Doch eigentlich tut man den anderen sieben Beteiligten der Sangesriege unrecht, wenn man DiDonato so hervorhebt. So applaudierte sie einmal sogar einem Kollegen für seinen fantastischen Beitrag. Luca Pisaroni konnte seinen Bass für einen aus seiner Caesarenstellung heraus in sich ruhenden Claudius ausleben lassen, der aber auch die Unsicherheit ob der Intrigen anklingen ließ.

Elsa Benoit als Poppea, die zweite Sängerin, mochte beim Auftritt zunächst ein wenig mädchenhaft zurückhaltend gewirkt haben. Sie entfaltete ihre Persönlichkeit aber auch stimmlich im Laufe der Rolle. Für ihren Geliebten und späteren Mann Ottone war eigentlich Marie-Nicole Lemieux vorgesehen, die aber kurzfristig hatte absagen müssen. Sie hätte sicherlich der Person des Ottone auch ein eindrucksvolles Profil gegeben. Aber ihr Vertreter, der Countertenor Xavier Sabata, war nun wirklich auch nicht gerade ein Notnagel. Vielmehr belebte er die Runde mit seinem sowohl ausdrucksstarken Gesang als auch einem verschmitzt aktiven Agieren, das eine Belebung brachte.

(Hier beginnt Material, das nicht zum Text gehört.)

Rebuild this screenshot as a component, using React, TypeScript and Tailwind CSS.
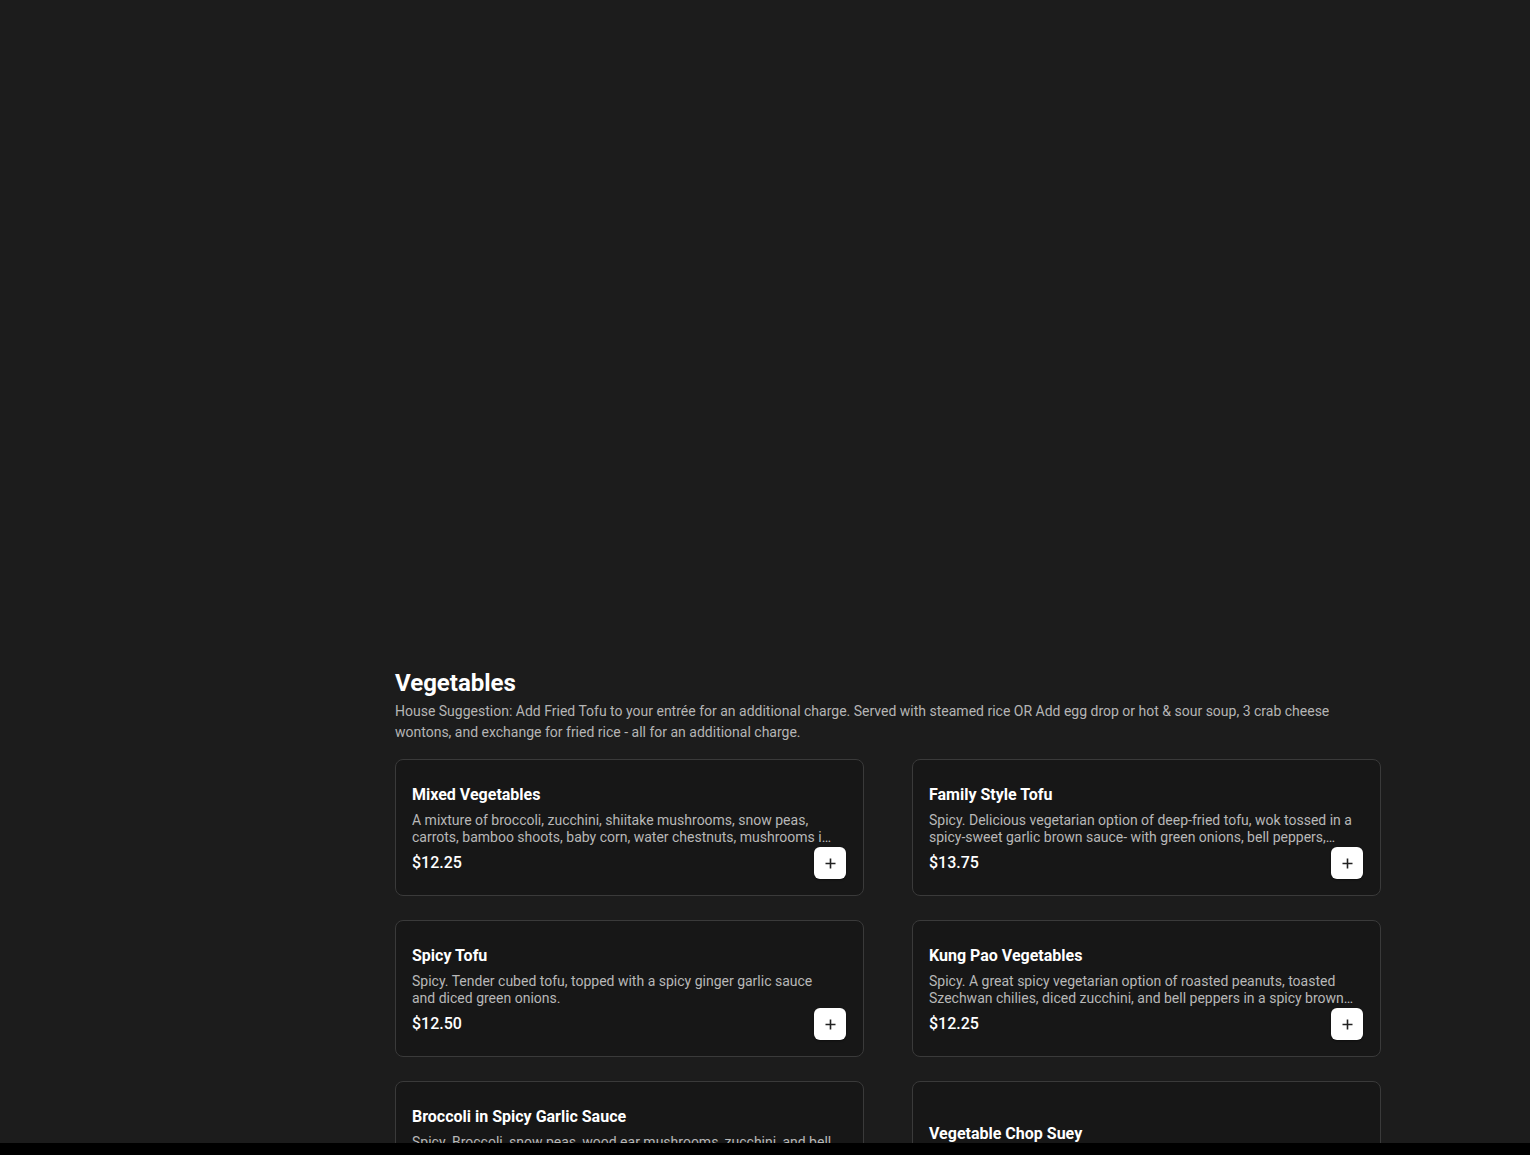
const items = [
  {
    name: "Mixed Vegetables",
    desc: "A mixture of broccoli, zucchini, shiitake mushrooms, snow peas, carrots, bamboo shoots, baby corn, water chestnuts, mushrooms in a light white garlic sauce.",
    price: "$12.25",
  },
  {
    name: "Family Style Tofu",
    desc: "Spicy. Delicious vegetarian option of deep-fried tofu, wok tossed in a spicy-sweet garlic brown sauce- with green onions, bell peppers, carrots and bamboo shoots.",
    price: "$13.75",
  },
  {
    name: "Spicy Tofu",
    desc: "Spicy. Tender cubed tofu, topped with a spicy ginger garlic sauce and diced green onions.",
    price: "$12.50",
  },
  {
    name: "Kung Pao Vegetables",
    desc: "Spicy. A great spicy vegetarian option of roasted peanuts, toasted Szechwan chilies, diced zucchini, and bell peppers in a spicy brown sauce.",
    price: "$12.25",
  },
  {
    name: "Broccoli in Spicy Garlic Sauce",
    desc: "Spicy. Broccoli, snow peas, wood ear mushrooms, zucchini, and bell peppers in a spicy garlic sauce.",
    price: "$12.25",
  },
  {
    name: "Vegetable Chop Suey",
    desc: "Assorted vegetables in a light white sauce.",
    price: "$12.25",
  },
]

function PlusIcon() {
  return (
    <svg width="11" height="11" viewBox="0 0 11 11" fill="none">
      <path d="M5.5 0.5v10M0.5 5.5h10" stroke="#222" strokeWidth="1.6" />
    </svg>
  )
}

export default function App() {
  return (
    <div
      className="min-h-screen bg-[#1c1c1c] text-white"
      style={{ fontFamily: "Roboto, 'Liberation Sans', sans-serif" }}
    >
      <div className="h-[667px]" />

      <section className="ml-[395px] w-[986px] pb-10">
        <h2 className="text-2xl font-bold leading-8">Vegetables</h2>
        <p className="mt-[2px] text-sm leading-[21px] text-[#b5b5b5]">
          House Suggestion: Add Fried Tofu to your entrée for an additional
          charge. Served with steamed rice OR Add egg drop or hot &amp; sour
          soup, 3 crab cheese wontons, and exchange for fried rice - all for an
          additional charge.
        </p>

        <div className="mt-4 grid grid-cols-2 gap-x-12 gap-y-[24px]">
          {items.map((it) => (
            <div
              key={it.name}
              className="flex h-[137px] flex-col justify-end rounded-lg border border-[#3a3a3a] bg-[#171717] pb-4 pl-4 pr-[17px]"
            >
              <p className="text-base font-bold leading-6">{it.name}</p>
              <p className="mt-[5px] line-clamp-2 pr-[9px] text-sm leading-[17px] text-[#b8b8b8]">
                {it.desc}
              </p>
              <div className="mt-px flex h-8 items-center justify-between">
                <span className="text-base font-medium">{it.price}</span>
                <button
                  type="button"
                  className="flex size-8 items-center justify-center rounded-md bg-white shadow-[0_1px_2px_rgba(0,0,0,0.4)]"
                >
                  <PlusIcon />
                </button>
              </div>
            </div>
          ))}
        </div>
      </section>

      <div className="fixed inset-x-0 bottom-0 h-3 bg-black" />
    </div>
  )
}
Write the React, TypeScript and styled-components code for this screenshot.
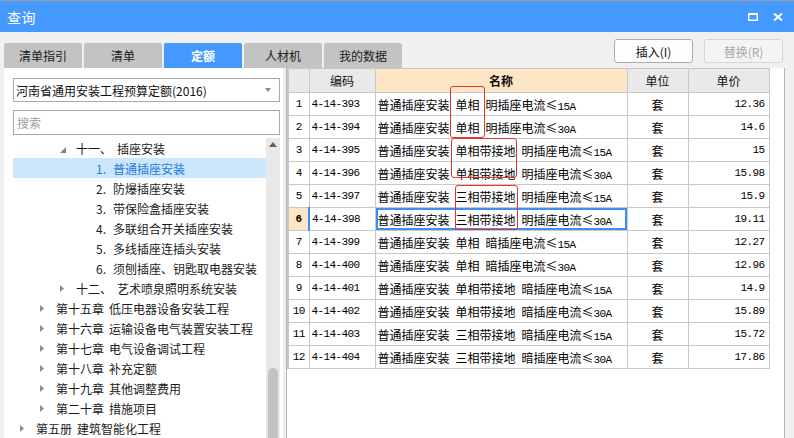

Selbst in den kleineren Rollen wirkten überzeugend singende und handelnde Künstler, so dass die gesamte Riege durchweg hochklassig besetzt war. Franco Fagioli als Nero, also Sohn von Agrippina, steuerte die auch komödiantisch angelegte Rolle bei, die die Unsicherheit des Kindes und Untertan mehr als andeutet, andererseits aber auch die Freude an der gewonnenen Position selbstbewusst zeigt. Seine stilistische Sicherheit und sein Auskosten haarsträubender Verzierungen war eine reine Freude. Quasi als Gespann von Pallas und Narziss trugen Andrea Mastroni und Carlo Vistoli ebenso ihre wertvollen Gaben bei wie Biagio Pizzuti als Diener Lesbo.

Auch nach beinahe vier Stunden in der Philharmonie war das Publikum noch so munter und euphorisiert, dass es mit Applaus nicht geizte, bis die Musiker sich verabschiedeten.